6th February 2017

Choose Time Investment Tactics That Work For You

Starbucks President Michelle Gass wakes up at 4:30 a.m. every morning to go running. Avon chairman Andrea Jung wakes up at 5:00 a.m. Vogue editor Anna Wintour is on the tennis court by 6:00 a.m. every morning before work. For these women, starting early is a key tool for increasing their productivity and effectiveness throughout the day.

Tim Ferriss, author of The 4-Hour Work Week, takes a different approach to investing his time. He says that there are “two synergistic approaches for increasing productivity. Limit tasks to the important to shorten work time. Shorten work time to limit tasks to the important.”

What is right for you? Let’s maximize the hours in each day by choosing time investment tactics that work for you. Outlined below are the time investment strengths of each Productivity Style to use and leverage as you invest your time and complete work. Specific tactics you can use to capitalize on the minutes you have each day follow the time investment strengths.

Remember to personalize your tactics. Look first at the tactics for your primary Productivity Style. If you have a primary preference or a very close preference for two styles, look at the tactics listed under each style and combine them in a way that works for you.

If You’re a Prioritizer

Your Strengths Are:

• Effective, efficient utilization of time

• Maximization of time to increase work output

• Ability to focus on the highest value task

• Ability to avoid wasting time on tasks/projects that are unproductive or unimportant

So Try These Tactics:

• Time how long it takes you to complete routine tasks, so you can plan your days and weeks even more accurately.

• Start your day with your highest priority project or task.

• Eliminate all clutter – physical and mental. No clutter means no time wasted on maintenance.

• Think about projects that may be completed during down time or slow time. Without a high volume of work, you become bored, which negatively impacts your effectiveness and efficiency.
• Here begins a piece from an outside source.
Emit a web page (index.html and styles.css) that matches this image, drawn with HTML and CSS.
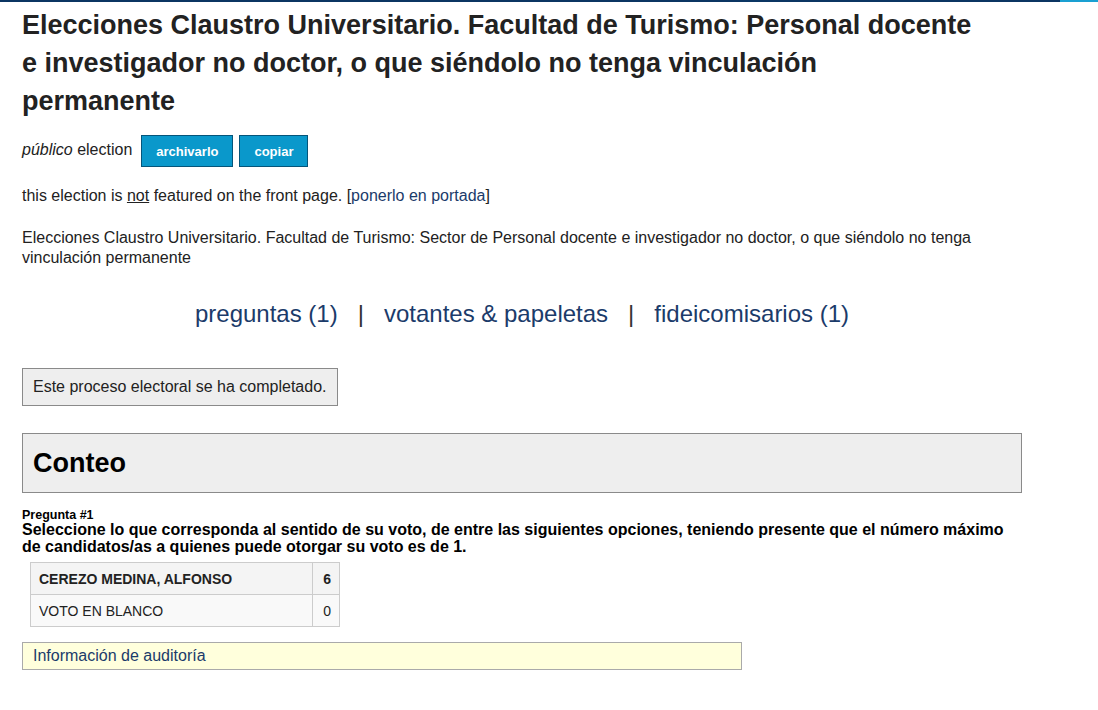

A Prioritizer in Action: When executive Marissa Mayer was at Google, she typically crammed 60 meetings into her work week. To offset that grueling schedule, she planned a one-week trip roughly every six months, often to a new location. Knowing that she would be out of the office forced her to put systems in place to keep things running smoothly.

If You’re a Planner

Your Strengths Are:

• Ability to plan the time needed to complete tasks

• Sequential organization of tasks

• Accurate, complete project plans

• Minimization of risk of re-work by following best practice or historical precedent

So Try These Tactics:

• Schedule open or buffer time each week to allow for unexpected opportunities, issues, or problems.

• Build fluidity and flexibility into your plans, allowing for creative insights and the ability to effectively navigate issues or crisis.

• Create a structure and plan for the week.

• Include thinking and reflecting time, which is especially valuable to you as a Planner.

A Planner in Action: Illene Gordon, CEO of Ingredion, a global ingredient manufacturer that works with food companies like Nestle, Kraft, and Unilever, said, “I am a big believer in being organized. Every Sunday night was family night. We’d have dinner and lay out a plan for the week and month. Sometimes my daughter would say: I have a big paper due, and I’d like your input. I would copy the chapter she was working on, take it with me, and call her from the road so we could talk about it. Once, I gave her a spelling test from the back of a taxi. It was a lot of energy and you have to be willing to do it, but I never thought for a moment it wasn’t possible. You have to have a plan. We had a backup to the backup.”

If You’re an Arranger

Your Strengths Are:

• Ability to see the big picture

• Ability to encourage teamwork to maximize work output

• Intuitive decision-making in real time as events unfold

• Ability to block time to complete work

So Try These Tactics:

• Know your attention span and plan around it.

• Turn off your email notification feature.

• Schedule time in the day to connect and interact with people.

• Align the execution of the task to your energy level.

An Arranger in Action: Author Keith Ferrazzi is a classic Arranger—in fact, his best-selling book is titled Never Eat Alone, which is a typical Arranger’s motto. Keith advises, “If you have 15 minutes to spare – ping someone – email/connect – use extra time in the day to send an article, make a call or send a text. Taxi time is pinging time. Plane time is pinging time. I reserve those moments for relational curation.”

If You’re a Visualizer

Your Strengths Are:

• Ability to see the big picture

• Ability to work well under pressure

• Ability to work very quickly

• Ability to effectively manage and juggle multiple tasks and projects

So Try These Tactics:

• Ask yourself, “What is the best use of my time right now?”

• Set firm but realistic deadlines.

• Stay away from boring and repetitious work.

• Keep your calendar visual at all times and stick to simple, basic time frames.

A Visualizer in Action: Richard Branson, founder of Virgin Group, shared this classic Visualizer advice with entrepreneurs, “Give the rest of your team space to work—in many cases, by moving your office out of the building. Remove yourself from the business’s day-to-day functions and find someone to replace you as head of operations so that you will have enough uninterrupted time to look at the big picture and make decisions about the company’s future direction.”